### Collected data:

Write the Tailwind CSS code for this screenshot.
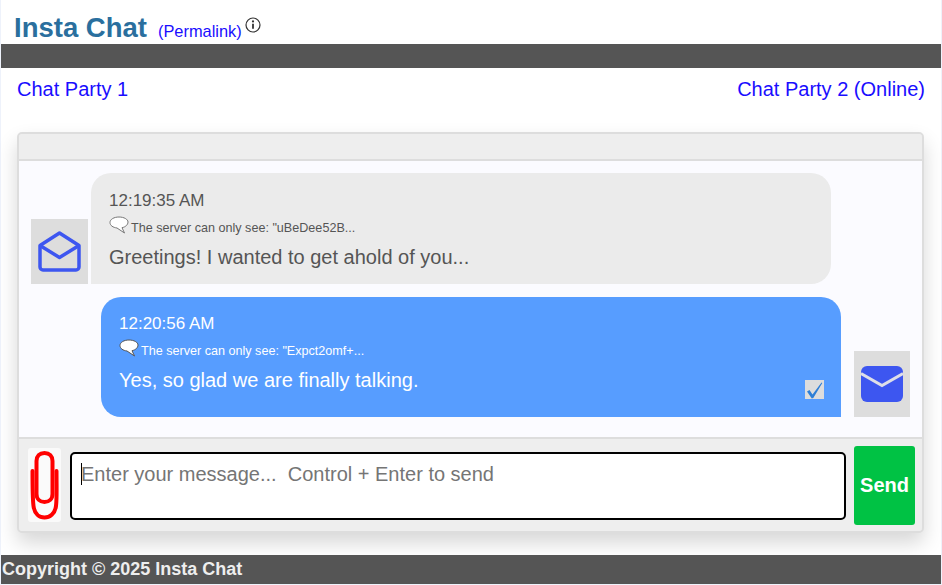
<!DOCTYPE html>
<html lang="en">
<head>
    <meta charset="UTF-8">
    <title>Insta Chat</title>
    <script src="https://cdn.jsdelivr.net/npm/@tailwindcss/browser@4"></script>
</head>
<body class="bg-[#eef2fb] font-['Liberation_Sans',Arial,sans-serif] overflow-hidden">
<div class="ml-px mr-px h-[584px] bg-white flex flex-col">
    <header class="h-[44px] flex items-start pl-[13px] pt-[12px]">
        <h1 class="text-[27.5px] leading-[32px] font-bold text-[#2a6f9e]">Insta Chat</h1>
        <a class="ml-[11px] mt-[9px] text-[16.4px] leading-[20px] text-[#1a0dff]">(Permalink)</a>
        <svg class="ml-[3px] mt-[5px]" width="16" height="16" viewBox="0 0 16 16" fill="none">
            <circle cx="8" cy="8" r="7" stroke="#333" stroke-width="1.2"/>
            <path d="M8 6.800v5" stroke="#333" stroke-width="1.800"/>
            <circle cx="8" cy="4.400" r="1.100" fill="#333"/>
        </svg>
    </header>
    <div class="h-[24px] bg-[#555]"></div>
    <div class="h-[64px] flex justify-between pl-[16px] pr-[16px] pt-[9px] text-[20px] leading-[24px] text-[#1a0dff]">
        <a>Chat Party 1</a>
        <a>Chat Party 2 (Online)</a>
    </div>
    <section class="ml-[16px] mr-[17px] h-[401px] flex flex-col border-2 border-[#ddd] rounded-[5px] shadow-[0_10px_20px_rgba(0,0,0,0.16)] bg-[#eee]">
        <div class="h-[27px] bg-[#eee] border-b-2 border-[#ddd] rounded-t-[4px]"></div>
        <div class="h-[278px] bg-[#fbfbff] flex flex-col gap-[13px] pt-[12px] border-b-2 border-[#ddd]">
            <div class="flex items-end pl-[12px]">
                <div class="w-[57px] h-[65px] bg-[#ddd] flex items-center justify-center">
                    <svg width="43" height="41" viewBox="0 0 43 41" fill="none" stroke="#3d56f0" stroke-width="3.500" stroke-linejoin="round">
                        <path d="M2 14.500 21.500 2 41 14.500V36a3 3 0 0 1-3 3H5a3 3 0 0 1-3-3z"/>
                        <path d="M2 14.500 21.500 26.500 41 14.500"/>
                    </svg>
                </div>
                <div class="ml-[3px] w-[740px] h-[111px] bg-[#ebebeb] rounded-tl-[20px] rounded-tr-[20px] rounded-br-[20px] pl-[18px] pt-[18px] text-[#555]">
                    <div class="text-[17px] leading-[20px]">12:19:35 AM</div>
                    <div class="flex items-end mt-[5px] h-[20px] text-[12.600px] leading-[15px]">
                        <svg class="mr-[2px] mb-[2px]" width="20" height="18" viewBox="0 0 20 18">
                            <path d="M10 1C5 1 1 3.300 1 6.500c0 3 3 5 7 5.500l7.500 5-2.500-5.300c3.500-.7 6-3 6-5.700C19 3.300 15 1 10 1z" fill="#fff" stroke="#777" stroke-width="1"/>
                        </svg>
                        <span>The server can only see: "uBeDee52B...</span>
                    </div>
                    <div class="mt-[9px] text-[20px] leading-[24px]">Greetings! I wanted to get ahold of you...</div>
                </div>
            </div>
            <div class="flex items-end pl-[82px]">
                <div class="relative w-[740px] h-[120px] bg-[#579dff] rounded-tl-[20px] rounded-tr-[20px] rounded-bl-[20px] pl-[18px] pt-[17px] text-white">
                    <div class="text-[17px] leading-[20px]">12:20:56 AM</div>
                    <div class="flex items-end mt-[5px] h-[20px] text-[12.600px] leading-[15px]">
                        <svg class="mr-[2px] mb-[2px]" width="20" height="18" viewBox="0 0 20 18">
                            <path d="M10 1C5 1 1 3.300 1 6.500c0 3 3 5 7 5.500l7.500 5-2.500-5.300c3.500-.7 6-3 6-5.700C19 3.300 15 1 10 1z" fill="#fff" stroke="#555" stroke-width="1"/>
                        </svg>
                        <span>The server can only see: "Expct2omf+...</span>
                    </div>
                    <div class="mt-[9px] text-[20px] leading-[24px]">Yes, so glad we are finally talking.</div>
                    <div class="absolute left-[704px] top-[83px] w-[19px] h-[19px] bg-[#ddd]">
                        <svg width="19" height="19" viewBox="0 0 19 19">
                            <path d="M2 11.500 4.500 10 7.500 14.500 16.500 2.500 17.300 3 8.300 18 6.800 18.500z" fill="#2f7fd6"/>
                        </svg>
                    </div>
                </div>
                <div class="ml-[13px] w-[56px] h-[66px] bg-[#ddd] flex items-center justify-center">
                    <svg width="42" height="36" viewBox="0 0 42 36">
                        <rect width="42" height="36" rx="6" fill="#3d56f0"/>
                        <path d="M0 7.500 21 19.500 42 7.500" fill="none" stroke="#dedee8" stroke-width="3"/>
                    </svg>
                </div>
            </div>
        </div>
        <div class="flex-1 flex items-start pl-[9px] pt-[7px] bg-[#eee] rounded-b-[4px]">
            <div class="w-[33px] h-[74px] mt-[2px] bg-[#fafafa] rounded-[3px]">
                <svg width="33" height="74" viewBox="0 0 33 74" fill="none" stroke="#f00" stroke-width="4" stroke-linecap="round">
                    <path d="M8.500 46V13C8.500 8 11.500 5 16.500 5C21.500 5 24.500 8 24.500 13V46C24.500 51 21 54 16.500 54C12 54 8.500 51 8.500 46z"/>
                    <path d="M4.500 23C4.500 40 4.500 50 5.500 58C6.500 66 11.500 69.500 16.500 69.500C21.500 69.500 27 66 28 58C29 50 28.500 40 28.500 23"/>
                </svg>
            </div>
            <div class="ml-[9px] mt-[6px] w-[776px] h-[68px] bg-white border-2 border-black rounded-[5px] pl-[9px] pt-[8px] text-[20px] leading-[24px] text-[#757575] relative">
                <span class="absolute left-[9px] top-[9px] w-px h-[22px] bg-black"></span>Enter your message...&nbsp; Control + Enter to send
            </div>
            <button class="ml-[8px] w-[61px] h-[79px] pb-[2px] bg-[#00c244] rounded-[3px] text-white font-bold text-[20px]">Send</button>
        </div>
    </section>
    <div class="flex-1"></div>
    <footer class="h-[29px] bg-[#555] text-[#eee] font-bold text-[18px] leading-[28px] pl-px">Copyright © 2025 Insta Chat</footer>
</div>
</body>
</html>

### Exercise details:
Set down the material exactly, every line of it, except for the pictures.

### Solution to this problem:
Write the Tailwind CSS code for this screenshot.
<!DOCTYPE html>
<html lang="en">
<head>
    <meta charset="UTF-8">
    <title>Insta Chat</title>
    <script src="https://cdn.jsdelivr.net/npm/@tailwindcss/browser@4"></script>
</head>
<body class="bg-[#eef2fb] font-['Liberation_Sans',Arial,sans-serif] overflow-hidden">
<div class="ml-px mr-px h-[584px] bg-white flex flex-col">
    <header class="h-[44px] flex items-start pl-[13px] pt-[12px]">
        <h1 class="text-[27.5px] leading-[32px] font-bold text-[#2a6f9e]">Insta Chat</h1>
        <a class="ml-[11px] mt-[9px] text-[16.4px] leading-[20px] text-[#1a0dff]">(Permalink)</a>
        <svg class="ml-[3px] mt-[5px]" width="16" height="16" viewBox="0 0 16 16" fill="none">
            <circle cx="8" cy="8" r="7" stroke="#333" stroke-width="1.2"/>
            <path d="M8 6.800v5" stroke="#333" stroke-width="1.800"/>
            <circle cx="8" cy="4.400" r="1.100" fill="#333"/>
        </svg>
    </header>
    <div class="h-[24px] bg-[#555]"></div>
    <div class="h-[64px] flex justify-between pl-[16px] pr-[16px] pt-[9px] text-[20px] leading-[24px] text-[#1a0dff]">
        <a>Chat Party 1</a>
        <a>Chat Party 2 (Online)</a>
    </div>
    <section class="ml-[16px] mr-[17px] h-[401px] flex flex-col border-2 border-[#ddd] rounded-[5px] shadow-[0_10px_20px_rgba(0,0,0,0.16)] bg-[#eee]">
        <div class="h-[27px] bg-[#eee] border-b-2 border-[#ddd] rounded-t-[4px]"></div>
        <div class="h-[278px] bg-[#fbfbff] flex flex-col gap-[13px] pt-[12px] border-b-2 border-[#ddd]">
            <div class="flex items-end pl-[12px]">
                <div class="w-[57px] h-[65px] bg-[#ddd] flex items-center justify-center">
                    <svg width="43" height="41" viewBox="0 0 43 41" fill="none" stroke="#3d56f0" stroke-width="3.500" stroke-linejoin="round">
                        <path d="M2 14.500 21.500 2 41 14.500V36a3 3 0 0 1-3 3H5a3 3 0 0 1-3-3z"/>
                        <path d="M2 14.500 21.500 26.500 41 14.500"/>
                    </svg>
                </div>
                <div class="ml-[3px] w-[740px] h-[111px] bg-[#ebebeb] rounded-tl-[20px] rounded-tr-[20px] rounded-br-[20px] pl-[18px] pt-[18px] text-[#555]">
                    <div class="text-[17px] leading-[20px]">12:19:35 AM</div>
                    <div class="flex items-end mt-[5px] h-[20px] text-[12.600px] leading-[15px]">
                        <svg class="mr-[2px] mb-[2px]" width="20" height="18" viewBox="0 0 20 18">
                            <path d="M10 1C5 1 1 3.300 1 6.500c0 3 3 5 7 5.500l7.500 5-2.500-5.300c3.500-.7 6-3 6-5.700C19 3.300 15 1 10 1z" fill="#fff" stroke="#777" stroke-width="1"/>
                        </svg>
                        <span>The server can only see: "uBeDee52B...</span>
                    </div>
                    <div class="mt-[9px] text-[20px] leading-[24px]">Greetings! I wanted to get ahold of you...</div>
                </div>
            </div>
            <div class="flex items-end pl-[82px]">
                <div class="relative w-[740px] h-[120px] bg-[#579dff] rounded-tl-[20px] rounded-tr-[20px] rounded-bl-[20px] pl-[18px] pt-[17px] text-white">
                    <div class="text-[17px] leading-[20px]">12:20:56 AM</div>
                    <div class="flex items-end mt-[5px] h-[20px] text-[12.600px] leading-[15px]">
                        <svg class="mr-[2px] mb-[2px]" width="20" height="18" viewBox="0 0 20 18">
                            <path d="M10 1C5 1 1 3.300 1 6.500c0 3 3 5 7 5.500l7.500 5-2.500-5.300c3.500-.7 6-3 6-5.700C19 3.300 15 1 10 1z" fill="#fff" stroke="#555" stroke-width="1"/>
                        </svg>
                        <span>The server can only see: "Expct2omf+...</span>
                    </div>
                    <div class="mt-[9px] text-[20px] leading-[24px]">Yes, so glad we are finally talking.</div>
                    <div class="absolute left-[704px] top-[83px] w-[19px] h-[19px] bg-[#ddd]">
                        <svg width="19" height="19" viewBox="0 0 19 19">
                            <path d="M2 11.500 4.500 10 7.500 14.500 16.500 2.500 17.300 3 8.300 18 6.800 18.500z" fill="#2f7fd6"/>
                        </svg>
                    </div>
                </div>
                <div class="ml-[13px] w-[56px] h-[66px] bg-[#ddd] flex items-center justify-center">
                    <svg width="42" height="36" viewBox="0 0 42 36">
                        <rect width="42" height="36" rx="6" fill="#3d56f0"/>
                        <path d="M0 7.500 21 19.500 42 7.500" fill="none" stroke="#dedee8" stroke-width="3"/>
                    </svg>
                </div>
            </div>
        </div>
        <div class="flex-1 flex items-start pl-[9px] pt-[7px] bg-[#eee] rounded-b-[4px]">
            <div class="w-[33px] h-[74px] mt-[2px] bg-[#fafafa] rounded-[3px]">
                <svg width="33" height="74" viewBox="0 0 33 74" fill="none" stroke="#f00" stroke-width="4" stroke-linecap="round">
                    <path d="M8.500 46V13C8.500 8 11.500 5 16.500 5C21.500 5 24.500 8 24.500 13V46C24.500 51 21 54 16.500 54C12 54 8.500 51 8.500 46z"/>
                    <path d="M4.500 23C4.500 40 4.500 50 5.500 58C6.500 66 11.500 69.500 16.500 69.500C21.500 69.500 27 66 28 58C29 50 28.500 40 28.500 23"/>
                </svg>
            </div>
            <div class="ml-[9px] mt-[6px] w-[776px] h-[68px] bg-white border-2 border-black rounded-[5px] pl-[9px] pt-[8px] text-[20px] leading-[24px] text-[#757575] relative">
                <span class="absolute left-[9px] top-[9px] w-px h-[22px] bg-black"></span>Enter your message...&nbsp; Control + Enter to send
            </div>
            <button class="ml-[8px] w-[61px] h-[79px] pb-[2px] bg-[#00c244] rounded-[3px] text-white font-bold text-[20px]">Send</button>
        </div>
    </section>
    <div class="flex-1"></div>
    <footer class="h-[29px] bg-[#555] text-[#eee] font-bold text-[18px] leading-[28px] pl-px">Copyright © 2025 Insta Chat</footer>
</div>
</body>
</html>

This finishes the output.